## Goal
Search the material below for the word "page". Copy every line that has it.

** begin **

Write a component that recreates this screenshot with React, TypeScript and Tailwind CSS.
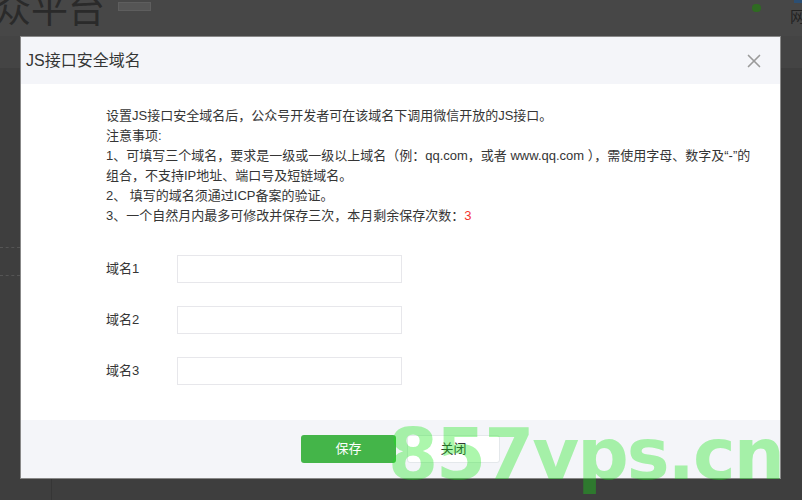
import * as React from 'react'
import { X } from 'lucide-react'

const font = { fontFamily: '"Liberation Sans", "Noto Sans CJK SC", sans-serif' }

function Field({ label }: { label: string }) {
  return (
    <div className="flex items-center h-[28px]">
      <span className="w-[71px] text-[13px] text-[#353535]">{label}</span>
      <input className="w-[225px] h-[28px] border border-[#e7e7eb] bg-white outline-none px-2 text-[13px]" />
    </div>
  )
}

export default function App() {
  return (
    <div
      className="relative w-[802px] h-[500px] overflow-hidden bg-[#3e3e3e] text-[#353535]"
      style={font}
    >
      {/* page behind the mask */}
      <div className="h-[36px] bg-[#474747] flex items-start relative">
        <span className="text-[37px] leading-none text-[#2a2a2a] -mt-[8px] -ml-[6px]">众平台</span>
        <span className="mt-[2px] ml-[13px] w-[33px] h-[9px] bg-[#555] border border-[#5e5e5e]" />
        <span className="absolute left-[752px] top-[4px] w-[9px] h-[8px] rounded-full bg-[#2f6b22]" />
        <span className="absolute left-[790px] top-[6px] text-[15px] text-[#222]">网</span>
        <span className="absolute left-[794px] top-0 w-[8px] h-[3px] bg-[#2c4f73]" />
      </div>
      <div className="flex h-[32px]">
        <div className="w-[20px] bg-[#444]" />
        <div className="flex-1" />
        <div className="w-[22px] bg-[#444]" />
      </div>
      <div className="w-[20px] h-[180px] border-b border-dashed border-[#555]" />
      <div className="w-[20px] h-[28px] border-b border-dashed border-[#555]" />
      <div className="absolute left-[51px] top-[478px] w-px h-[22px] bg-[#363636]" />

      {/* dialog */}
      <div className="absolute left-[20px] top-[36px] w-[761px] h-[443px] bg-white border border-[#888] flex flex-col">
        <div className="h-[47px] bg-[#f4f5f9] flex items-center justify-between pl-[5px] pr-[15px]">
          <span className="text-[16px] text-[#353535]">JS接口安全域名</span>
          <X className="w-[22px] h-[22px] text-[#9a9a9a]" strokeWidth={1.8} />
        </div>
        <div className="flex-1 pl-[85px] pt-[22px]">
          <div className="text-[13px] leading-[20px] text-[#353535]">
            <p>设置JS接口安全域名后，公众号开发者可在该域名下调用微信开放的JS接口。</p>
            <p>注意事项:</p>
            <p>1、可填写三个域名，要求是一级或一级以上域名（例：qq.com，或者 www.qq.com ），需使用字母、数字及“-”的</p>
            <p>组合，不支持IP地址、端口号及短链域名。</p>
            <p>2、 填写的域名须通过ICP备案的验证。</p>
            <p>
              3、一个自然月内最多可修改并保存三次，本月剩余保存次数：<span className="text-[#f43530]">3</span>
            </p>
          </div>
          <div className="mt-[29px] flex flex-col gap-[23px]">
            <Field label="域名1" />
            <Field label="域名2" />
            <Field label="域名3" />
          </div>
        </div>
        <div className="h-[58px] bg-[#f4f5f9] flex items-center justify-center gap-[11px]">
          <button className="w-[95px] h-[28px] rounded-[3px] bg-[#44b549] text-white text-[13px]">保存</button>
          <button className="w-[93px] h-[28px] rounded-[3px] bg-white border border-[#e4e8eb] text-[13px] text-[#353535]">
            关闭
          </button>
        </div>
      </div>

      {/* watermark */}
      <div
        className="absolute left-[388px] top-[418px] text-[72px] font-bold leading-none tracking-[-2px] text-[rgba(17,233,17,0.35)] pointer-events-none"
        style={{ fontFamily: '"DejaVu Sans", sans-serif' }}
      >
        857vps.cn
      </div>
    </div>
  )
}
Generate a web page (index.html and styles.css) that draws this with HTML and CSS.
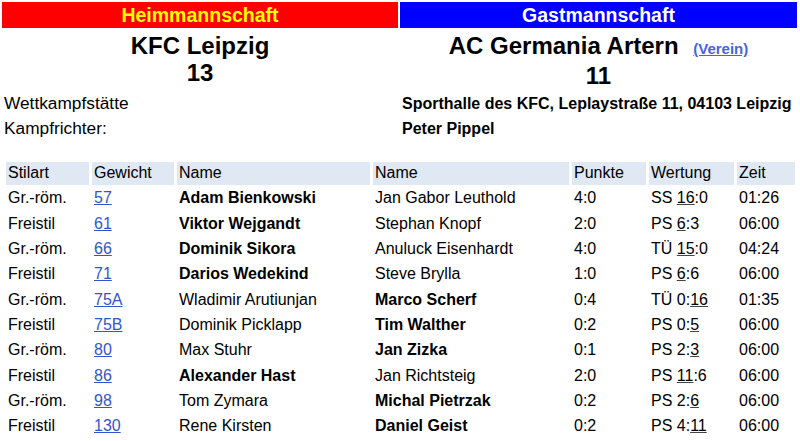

** end **

## Solution for this problem
      {/* page behind the mask */}
Generate a web page (index.html and styles.css) that draws this with HTML and CSS.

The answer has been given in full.